↓↓↓

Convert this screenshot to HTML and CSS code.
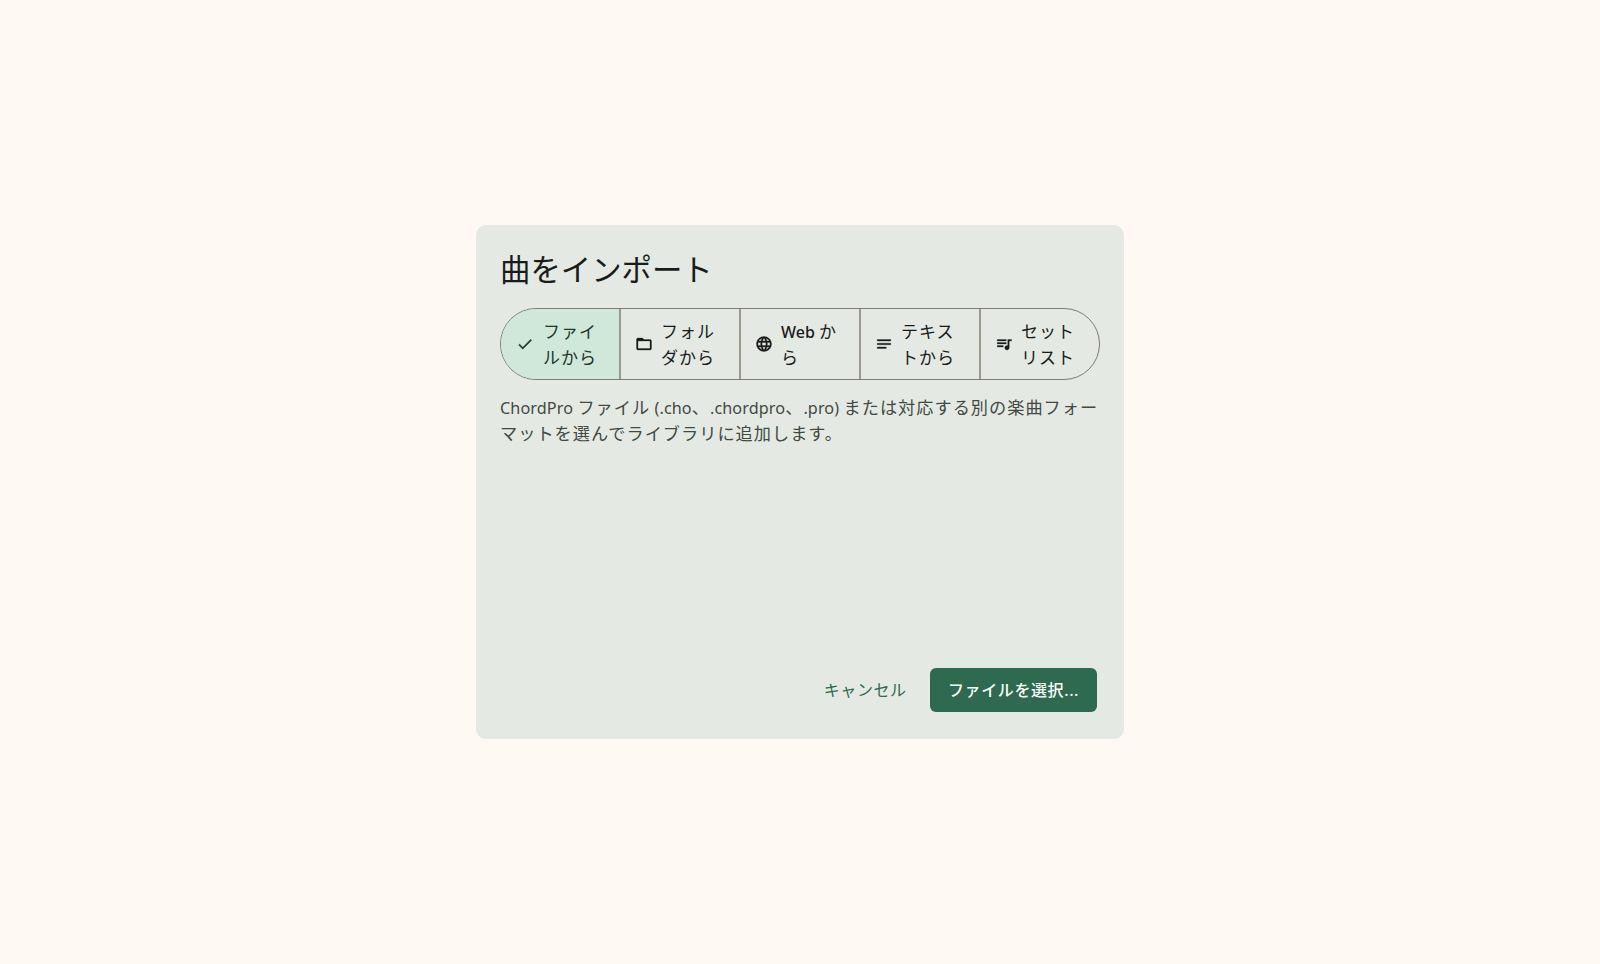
FILE: index.html
```html
<!DOCTYPE html>
<html lang="ja">
<head>
  <meta charset="UTF-8">
  <title>曲をインポート</title>
  <link rel="stylesheet" href="styles.css">
</head>
<body>
  <div class="dialog">
    <h2>曲をインポート</h2>

    <div class="segments">
      <div class="segment selected">
        <svg class="icon" viewBox="0 0 24 24"><path d="M9 16.17 4.83 12l-1.42 1.41L9 19 21 7l-1.41-1.41z"/></svg>
        <span class="label">ファイルから</span>
      </div>
      <div class="segment">
        <svg class="icon" viewBox="0 0 24 24"><path d="M20 6h-8l-2-2H4c-1.1 0-2 .9-2 2v12c0 1.1.9 2 2 2h16c1.1 0 2-.9 2-2V8c0-1.1-.9-2-2-2zm0 12H4V8h16v10z"/></svg>
        <span class="label">フォルダから</span>
      </div>
      <div class="segment">
        <svg class="icon" viewBox="0 0 24 24"><path d="M11.99 2C6.47 2 2 6.48 2 12s4.47 10 9.99 10C17.52 22 22 17.52 22 12S17.52 2 11.99 2zm6.93 6h-2.95c-.32-1.25-.78-2.45-1.38-3.56 1.84.63 3.37 1.91 4.33 3.56zM12 4.04c.83 1.2 1.48 2.53 1.91 3.96h-3.82c.43-1.43 1.08-2.76 1.91-3.96zM4.26 14C4.1 13.36 4 12.69 4 12s.1-1.36.26-2h3.38c-.08.66-.14 1.32-.14 2s.06 1.34.14 2H4.26zm.82 2h2.95c.32 1.25.78 2.45 1.38 3.56-1.84-.63-3.37-1.9-4.33-3.56zm2.95-8H5.08c.96-1.66 2.49-2.93 4.33-3.56C8.81 5.55 8.35 6.75 8.03 8zM12 19.96c-.83-1.2-1.48-2.53-1.91-3.96h3.82c-.43 1.43-1.08 2.76-1.91 3.96zM14.34 14H9.66c-.09-.66-.16-1.32-.16-2s.07-1.35.16-2h4.68c.09.65.16 1.32.16 2s-.07 1.34-.16 2zm.25 5.56c.6-1.11 1.06-2.31 1.38-3.56h2.95c-.96 1.65-2.49 2.93-4.33 3.56zM16.36 14c.08-.66.14-1.32.14-2s-.06-1.34-.14-2h3.38c.16.64.26 1.31.26 2s-.1 1.36-.26 2h-3.38z"/></svg>
        <span class="label"><span class="latin">Web </span>から</span>
      </div>
      <div class="segment">
        <svg class="icon" viewBox="0 0 24 24"><path d="M3 18h12v-2H3v2zM3 6v2h18V6H3zm0 7h18v-2H3v2z"/></svg>
        <span class="label">テキストから</span>
      </div>
      <div class="segment">
        <svg class="icon" viewBox="0 0 24 24"><path d="M15 6H3v2h12V6zm0 4H3v2h12v-2zM3 16h8v-2H3v2zM17 6v8.18c-.31-.11-.65-.18-1-.18-1.66 0-3 1.34-3 3s1.34 3 3 3 3-1.34 3-3V8h3V6h-5z"/></svg>
        <span class="label">セットリスト</span>
      </div>
    </div>

    <p class="desc"><span class="latin">ChordPro </span>ファイル<span class="latin"> (.cho</span>、<span class="latin">.chordpro</span>、<span class="latin">.pro) </span><span>または対応する別の楽曲フォー</span><span>マットを選んでライブラリに追加します。</span></p>

    <div class="actions">
      <button class="btn-text">キャンセル</button>
      <button class="btn-filled">ファイルを選択<span class="latin">...</span></button>
    </div>
  </div>
</body>
</html>
```

FILE: styles.css
```css
* {
  box-sizing: border-box;
}
body {
  margin: 0;
  height: 964px;
  display: flex;
  align-items: center;
  justify-content: center;
  background-color: #fff8f3;
  color: #191c1a;
  font-family: "Noto Sans", "Noto Sans CJK JP", sans-serif;
}
.dialog {
  width: 648px;
  height: 514px;
  padding: 24px;
  display: flex;
  flex-direction: column;
  background-color: #e4e9e3;
  border-radius: 10px;
}
h2 {
  margin: 0 0 16px;
  padding-top: 1px;
  font-size: 30.4px;
  line-height: 40px;
  font-weight: 400;
  height: 43px;
}
.segments {
  display: flex;
  height: 72px;
  border: 1px solid #7d7b73;
  border-radius: 36px;
  overflow: hidden;
}
.segment {
  flex: 0 0 120px;
  display: flex;
  align-items: center;
  padding: 0 16px 0 14px;
  gap: 8px;
  border-right: 2px solid #9a988f;
  font-size: 17px;
  letter-spacing: 1px;
  line-height: 26px;
}
.segment:first-child {
  padding-left: 15px;
  gap: 9px;
}
.segment:last-child {
  flex: 1;
  border-right: none;
}
.segment.selected {
  background-color: #cfe8d9;
  color: #24352b;
}
.segment .latin {
  font-size: 16px;
  font-weight: 500;
  letter-spacing: 0;
}
.icon {
  width: 18px;
  height: 18px;
  flex-shrink: 0;
  fill: currentColor;
  stroke: currentColor;
  stroke-width: 0.4;
}
.label {
  min-width: 0;
  padding-top: 2px;
}
.desc {
  margin: 15px 0 0;
  font-size: 17.2px;
  letter-spacing: 1px;
  line-height: 26px;
  color: #414943;
}
.desc .latin {
  font-size: 16.2px;
  letter-spacing: 0.1px;
}
.actions {
  margin-top: auto;
  display: flex;
  justify-content: flex-end;
  align-items: center;
  gap: 7px;
  padding-right: 2.7px;
  margin-bottom: 3px;
}
button {
  font-family: inherit;
  font-size: 16px;
  letter-spacing: 0.6px;
  font-weight: 500;
  height: 44px;
  border: none;
  border-radius: 6px;
  padding: 0 16px 2px;
}
.btn-text {
  background: none;
  color: #2d6a4f;
  font-weight: 400;
}
.btn-filled {
  width: 167.6px;
  padding: 0 0 2px;
  background-color: #2d6a4f;
  color: #ffffff;
}
```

↑↑↑

» What to do
Skip every picture and transcribe the data above exactly.

» Complete output
Convert this screenshot to HTML and CSS code.
FILE: index.html
```html
<!DOCTYPE html>
<html lang="ja">
<head>
  <meta charset="UTF-8">
  <title>曲をインポート</title>
  <link rel="stylesheet" href="styles.css">
</head>
<body>
  <div class="dialog">
    <h2>曲をインポート</h2>

    <div class="segments">
      <div class="segment selected">
        <svg class="icon" viewBox="0 0 24 24"><path d="M9 16.17 4.83 12l-1.42 1.41L9 19 21 7l-1.41-1.41z"/></svg>
        <span class="label">ファイルから</span>
      </div>
      <div class="segment">
        <svg class="icon" viewBox="0 0 24 24"><path d="M20 6h-8l-2-2H4c-1.1 0-2 .9-2 2v12c0 1.1.9 2 2 2h16c1.1 0 2-.9 2-2V8c0-1.1-.9-2-2-2zm0 12H4V8h16v10z"/></svg>
        <span class="label">フォルダから</span>
      </div>
      <div class="segment">
        <svg class="icon" viewBox="0 0 24 24"><path d="M11.99 2C6.47 2 2 6.48 2 12s4.47 10 9.99 10C17.52 22 22 17.52 22 12S17.52 2 11.99 2zm6.93 6h-2.95c-.32-1.25-.78-2.45-1.38-3.56 1.84.63 3.37 1.91 4.33 3.56zM12 4.04c.83 1.2 1.48 2.53 1.91 3.96h-3.82c.43-1.43 1.08-2.76 1.91-3.96zM4.26 14C4.1 13.36 4 12.69 4 12s.1-1.36.26-2h3.38c-.08.66-.14 1.32-.14 2s.06 1.34.14 2H4.26zm.82 2h2.95c.32 1.25.78 2.45 1.38 3.56-1.84-.63-3.37-1.9-4.33-3.56zm2.95-8H5.08c.96-1.66 2.49-2.93 4.33-3.56C8.81 5.55 8.35 6.75 8.03 8zM12 19.96c-.83-1.2-1.48-2.53-1.91-3.96h3.82c-.43 1.43-1.08 2.76-1.91 3.96zM14.34 14H9.66c-.09-.66-.16-1.32-.16-2s.07-1.35.16-2h4.68c.09.65.16 1.32.16 2s-.07 1.34-.16 2zm.25 5.56c.6-1.11 1.06-2.31 1.38-3.56h2.95c-.96 1.65-2.49 2.93-4.33 3.56zM16.36 14c.08-.66.14-1.32.14-2s-.06-1.34-.14-2h3.38c.16.64.26 1.31.26 2s-.1 1.36-.26 2h-3.38z"/></svg>
        <span class="label"><span class="latin">Web </span>から</span>
      </div>
      <div class="segment">
        <svg class="icon" viewBox="0 0 24 24"><path d="M3 18h12v-2H3v2zM3 6v2h18V6H3zm0 7h18v-2H3v2z"/></svg>
        <span class="label">テキストから</span>
      </div>
      <div class="segment">
        <svg class="icon" viewBox="0 0 24 24"><path d="M15 6H3v2h12V6zm0 4H3v2h12v-2zM3 16h8v-2H3v2zM17 6v8.18c-.31-.11-.65-.18-1-.18-1.66 0-3 1.34-3 3s1.34 3 3 3 3-1.34 3-3V8h3V6h-5z"/></svg>
        <span class="label">セットリスト</span>
      </div>
    </div>

    <p class="desc"><span class="latin">ChordPro </span>ファイル<span class="latin"> (.cho</span>、<span class="latin">.chordpro</span>、<span class="latin">.pro) </span><span>または対応する別の楽曲フォー</span><span>マットを選んでライブラリに追加します。</span></p>

    <div class="actions">
      <button class="btn-text">キャンセル</button>
      <button class="btn-filled">ファイルを選択<span class="latin">...</span></button>
    </div>
  </div>
</body>
</html>
```

FILE: styles.css
```css
* {
  box-sizing: border-box;
}
body {
  margin: 0;
  height: 964px;
  display: flex;
  align-items: center;
  justify-content: center;
  background-color: #fff8f3;
  color: #191c1a;
  font-family: "Noto Sans", "Noto Sans CJK JP", sans-serif;
}
.dialog {
  width: 648px;
  height: 514px;
  padding: 24px;
  display: flex;
  flex-direction: column;
  background-color: #e4e9e3;
  border-radius: 10px;
}
h2 {
  margin: 0 0 16px;
  padding-top: 1px;
  font-size: 30.4px;
  line-height: 40px;
  font-weight: 400;
  height: 43px;
}
.segments {
  display: flex;
  height: 72px;
  border: 1px solid #7d7b73;
  border-radius: 36px;
  overflow: hidden;
}
.segment {
  flex: 0 0 120px;
  display: flex;
  align-items: center;
  padding: 0 16px 0 14px;
  gap: 8px;
  border-right: 2px solid #9a988f;
  font-size: 17px;
  letter-spacing: 1px;
  line-height: 26px;
}
.segment:first-child {
  padding-left: 15px;
  gap: 9px;
}
.segment:last-child {
  flex: 1;
  border-right: none;
}
.segment.selected {
  background-color: #cfe8d9;
  color: #24352b;
}
.segment .latin {
  font-size: 16px;
  font-weight: 500;
  letter-spacing: 0;
}
.icon {
  width: 18px;
  height: 18px;
  flex-shrink: 0;
  fill: currentColor;
  stroke: currentColor;
  stroke-width: 0.4;
}
.label {
  min-width: 0;
  padding-top: 2px;
}
.desc {
  margin: 15px 0 0;
  font-size: 17.2px;
  letter-spacing: 1px;
  line-height: 26px;
  color: #414943;
}
.desc .latin {
  font-size: 16.2px;
  letter-spacing: 0.1px;
}
.actions {
  margin-top: auto;
  display: flex;
  justify-content: flex-end;
  align-items: center;
  gap: 7px;
  padding-right: 2.7px;
  margin-bottom: 3px;
}
button {
  font-family: inherit;
  font-size: 16px;
  letter-spacing: 0.6px;
  font-weight: 500;
  height: 44px;
  border: none;
  border-radius: 6px;
  padding: 0 16px 2px;
}
.btn-text {
  background: none;
  color: #2d6a4f;
  font-weight: 400;
}
.btn-filled {
  width: 167.6px;
  padding: 0 0 2px;
  background-color: #2d6a4f;
  color: #ffffff;
}
```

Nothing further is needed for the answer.